While they celebrated leapfrogging Liechtenstein, the Northern Irish were in Iceland for a crucial game. On Saturday Spain had secured a 1-1 draw in Reykjavik with a late Iniesta strike after a disappointing performance, which put them level with Northern Ireland.
The Spaniards won 2-0 against Latvia in Oviedo, but Worthington's men conceded a heartbreaking Keith Gillespie own goal in injury time to give the Icelanders all three points. Former Sheffield Wednesday winger Chris Brunt had struck the bar earlier on when they were 1-0 down, but Northern Ireland just couldn't do enough and went down to an agonising defeat which leaves them with a mountain to climb.
On the way home from Iceland Gillespie and George McCartney were involved in a fight on the plane in which 'punches were thrown' and a 'verbal exchange' frayed tempers. The Irish Football Association (IFA) said they will take 'appropriate action', which could mean almsot anything. It has not been a happy week for the IFA, who will almost certainly now miss out on the financial windfall of European Championship qualification.
After showing promise for the underdogs, only one country in this group is now smiling. Spain are struggling to find form, Denmark have been shell-shocked since the rotund pitch invader tried to stick one on the referee, Northern Ireland are in freefall and Iceland have left it too late to find form.

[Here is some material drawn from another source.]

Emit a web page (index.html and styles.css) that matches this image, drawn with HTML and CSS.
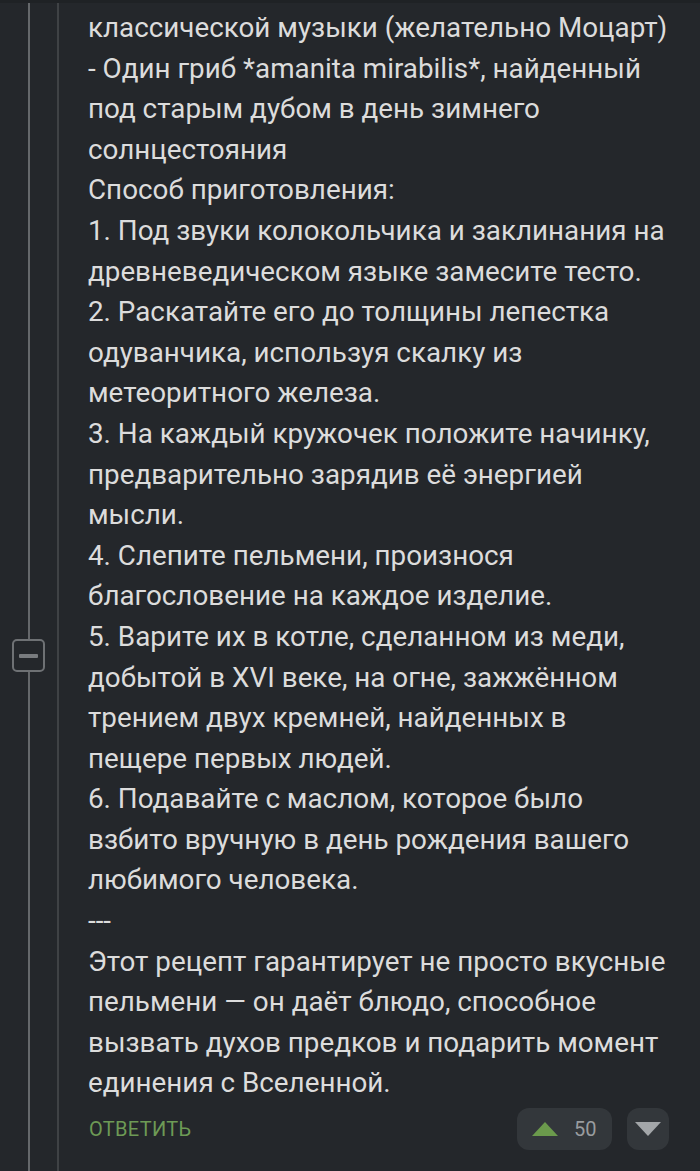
FILE: index.html
```html
<!DOCTYPE html>
<html lang="ru">
<head>
<meta charset="utf-8">
<link rel="stylesheet" href="styles.css">
</head>
<body>
<div class="comment">
  <div class="gutter">
    <div class="thread">
      <div class="line top"></div>
      <button class="toggle" aria-label="Свернуть"><span class="bar"></span></button>
      <div class="line rest"></div>
    </div>
    <div class="thread2"></div>
  </div>
  <div class="content">
    <div class="text">
      классической музыки (желательно Моцарт)<br>
      - Один гриб *amanita mirabilis*, найденный<br>
      под старым дубом в день зимнего<br>
      солнцестояния<br>
      Способ приготовления:<br>
      1. Под звуки колокольчика и заклинания на<br>
      древневедическом языке замесите тесто.<br>
      2. Раскатайте его до толщины лепестка<br>
      одуванчика, используя скалку из<br>
      метеоритного железа.<br>
      3. На каждый кружочек положите начинку,<br>
      предварительно зарядив её энергией<br>
      мысли.<br>
      4. Слепите пельмени, произнося<br>
      благословение на каждое изделие.<br>
      5. Варите их в котле, сделанном из меди,<br>
      добытой в XVI веке, на огне, зажжённом<br>
      трением двух кремней, найденных в<br>
      пещере первых людей.<br>
      6. Подавайте с маслом, которое было<br>
      взбито вручную в день рождения вашего<br>
      любимого человека.<br>
      ---<br>
      Этот рецепт гарантирует не просто вкусные<br>
      пельмени — он даёт блюдо, способное<br>
      вызвать духов предков и подарить момент<br>
      единения с Вселенной.
    </div>
    <div class="actions">
      <span class="reply">ОТВЕТИТЬ</span>
      <div class="votes">
        <div class="vote up">
          <svg width="26" height="14" viewBox="0 0 26 14"><path d="M13 0 L26 14 L0 14 Z" fill="#6b9a4c"/></svg>
          <span class="count">50</span>
        </div>
        <div class="vote down">
          <svg width="26" height="14" viewBox="0 0 26 14"><path d="M0 0 L26 0 L13 14 Z" fill="#a3a6a9"/></svg>
        </div>
      </div>
    </div>
  </div>
</div>
</body>
</html>
```

FILE: styles.css
```css
html, body {
  margin: 0;
  padding: 0;
  background: #24272b;
}
body {
  height: 1171px;
  overflow: hidden;
  border-top: 3px solid #1f2225;
  box-sizing: border-box;
}
.comment {
  display: flex;
  height: 100%;
}
.gutter {
  width: 88px;
  flex: none;
  display: flex;
}
.thread {
  width: 57px;
  display: flex;
  flex-direction: column;
  align-items: center;
  padding-left: 1px;
  box-sizing: border-box;
}
.line {
  width: 2px;
  background: #65686b;
}
.line.top {
  height: 636px;
}
.line.rest {
  flex: 1;
}
.toggle {
  width: 33px;
  height: 33px;
  box-sizing: border-box;
  border: 2px solid #6e7174;
  border-radius: 5px;
  background: #24272b;
  padding: 0;
  margin: 0 0 0 -1px;
  display: flex;
  align-items: center;
  justify-content: center;
}
.toggle .bar {
  width: 19px;
  height: 4px;
  background: #797c7f;
  border-radius: 1px;
}
.thread2 {
  width: 2px;
  background: #3f4245;
}
.content {
  flex: 1;
  padding-top: 5px;
}
.text {
  font-family: Roboto, "Noto Sans", sans-serif;
  font-size: 27.8px;
  line-height: 40.6px;
  color: #dcdcdc;
  white-space: nowrap;
}
.actions {
  display: flex;
  align-items: center;
  justify-content: space-between;
  margin-top: 4px;
  padding-right: 31px;
}
.reply {
  font-family: Roboto, sans-serif;
  font-size: 20px;
  color: #6d9a55;
  letter-spacing: 0.3px;
  padding-left: 1px;
}
.votes {
  display: flex;
  gap: 15px;
}
.vote {
  height: 42px;
  background: #33373b;
  border-radius: 12px;
  display: flex;
  align-items: center;
  box-sizing: border-box;
}
.vote.up {
  width: 95px;
  padding-left: 15px;
  gap: 16px;
}
.vote.down {
  width: 42px;
  justify-content: center;
}
.count {
  font-family: Roboto, sans-serif;
  font-size: 20px;
  color: #999c9f;
}
```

While the others stumble towards Euro 2008, Sweden are left to spread joy, happiness and clogs (Swedish clogs are subtly different to Dutch ones, and worn as part of traditional costumes) around Europe. Yesterday they were in Montenegro for a friendly against UEFA's newest member, and Aftonbladet called up Johan Elmander for his reaction to the happy news from Reykjavik.
'It was a really beautiful own goal from Sweden's point of view,' said the Lyon midfielder. 'And great that Iceland won, too.'
The only way Sweden are likely to mess up this group is if they have to play the rest of their games in those Swedish clogs. Even then you wouldn't bet against them, given the way Northern Ireland are imploding right now.